Other features and advantages will be apparent from the description of the
preferred embodiment, and from the claims.
DESCRIPTION OF PREFERRED EMBODIMENTS
We first briefly describe the drawings.
DRAWINGS
FIG. 1 is a diagram of a circuit including the two-terminal reflexive
device of the invention;
FIG. 2 is a circuit diagram of a preferred embodiment of a DC-driven
reflexive circuit employing a PNPN combination;
FIG. 3 is a circuit diagram of an alternate DC-driven embodiment employing
only two transistors:
FIG. 4 is a circuit diagram of an alternate DC-driven embodiment in which
the PNPN combination of FIG. 2 is replaced by a silicon-controlled
rectifier.
FIG. 5 is a block diagram of a process control system including a reflexive
circuit according to the invention;
FIG. 6 is a block diagram of an AC-driven embodiment using a
silicon-controlled rectifier and a full-wave bridge rectifier;
FIG. 7 is a block diagram of an AC-driven embodiment using a TRIAC and a
neon/photocell combination:
FIG. 8 is a block diagram of a lamp controlled from several switches using
an AC-driven reflexive circuit;
FIG. 9 is a circuit diagram of a pair of traffic lamps controlled by a
normally closed switch and a DC-driven reflexive circuit;
FIG. 10 is a circuit diagram of a mutual aid alarm system using a DC-driven
reflexive circuit;
FIG. 11 is a telephone ringer circuit using an AC-driven reflexive circuit;
FIG. 12 is an AC-driven dimmer circuit using a silicon-controlled rectifier
(SCR). FIGS. 12A and 12B show SCR emitter follower and TRIAC versions of
the circuit of FIG. 12;
FIGS. 13 and 13A are circuit diagrams of other dimmer embodiments; and
FIG. 14 illustrates a further embodiment of a circuit in accordance with
the present invention utilizing an inductor as the energy storage
component.
Structure and Operation
Referring to FIG. 1, two-terminal device 110 is connected by its two
terminals into an electrical circuit 108 including power source 112 (which
could be a signal source), load 114 (which could be a signal receiver),
and selective brief interruption means 116. The two-terminal device 110
has a two-state electronic reflex element which receives power or a signal
from the source via the two terminals and responds to each interruption
caused by the interruption means 116 by changing from the electrical state
it occupied before the interruption to its other electrical state. Device
110 enables power or a signal to reach the load when it is in one state
and the circuit is not being interrupted, and prevents power or a signal
from reading the load when it is in the other state and the circuit is not
being interrupted.
Referring to FIG. 2, two-terminal reflex circuit 110 is connected by its
two terminals 111, 113 in series in an electrical circuit having a DC
source 112, a load 114, and a circuit interruption device 116. Circuit 110
is suitable for implementation in the form of an integrated circuit.

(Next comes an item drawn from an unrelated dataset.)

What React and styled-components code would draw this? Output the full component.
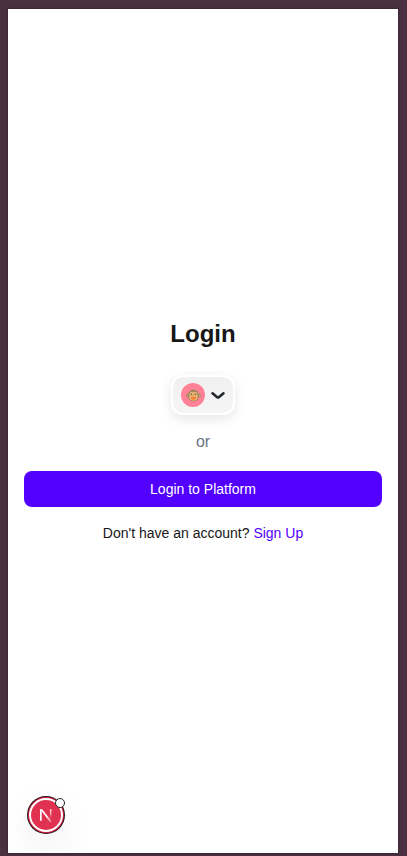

Transistors 118, 120 form a PNPN combination which by operation of
positive feedback between the collectors and bases of the transistors
keeps the PNPN combination latched on, once it has been triggered on.
Circuit interruption device 116 is capable of passing very brief pulses of
current or signals to circuit 110, the pulses being separated by very
brief intervals. When circuit interruption device 116 sends a pulse,
current flowing through resistors 122, 124 switches transistor 126 on
before capacitor 128 (50 picofarads) has charged sufficiently to turn on
the PNPN combination. Once on, transistor 126 conducts sufficient current
to prevent the PNPN combination from subsequently switching on. No voltage
appears across load 114 because the entire voltage drop occurs in circuit
110. If the circuit is temporarily interrupted between pulses very briefly
before capacitor 128 has had time to discharge, the voltage at the base of
transistor 120 generated by charged capacitor 128 will switch on the PNPN
combination and the DC power will flow through load 114 and the PNPN
combination. Transistor 126 will remain off, and capacitor 128 will
discharge. Thereafter, interrupting the circuit temporarily by a brief
interval between pulses effected by circuit interruption device 116 will
switch on transistor 126. Resistors 130, 132, 134, 136, 139 are included
to prevent saturation of the circuit. Appropriate values of the components
are as follows:
______________________________________
Component Value
______________________________________
source 112 5 to 12 volts DC
resistor 122 6.8 K ohms
resistor 124 1.2 K ohms
capacitor 128 50 picofarads
resistor 130 1.2 K ohms
resistor 132 100 ohms
resistor 134 1.2 K ohms
resistor 136 510 ohms
resistor 139 100 ohms
resistor 140 6.8 K ohms
resistor 142 6.8 K ohms
______________________________________
All component values disclosed herein are approximate.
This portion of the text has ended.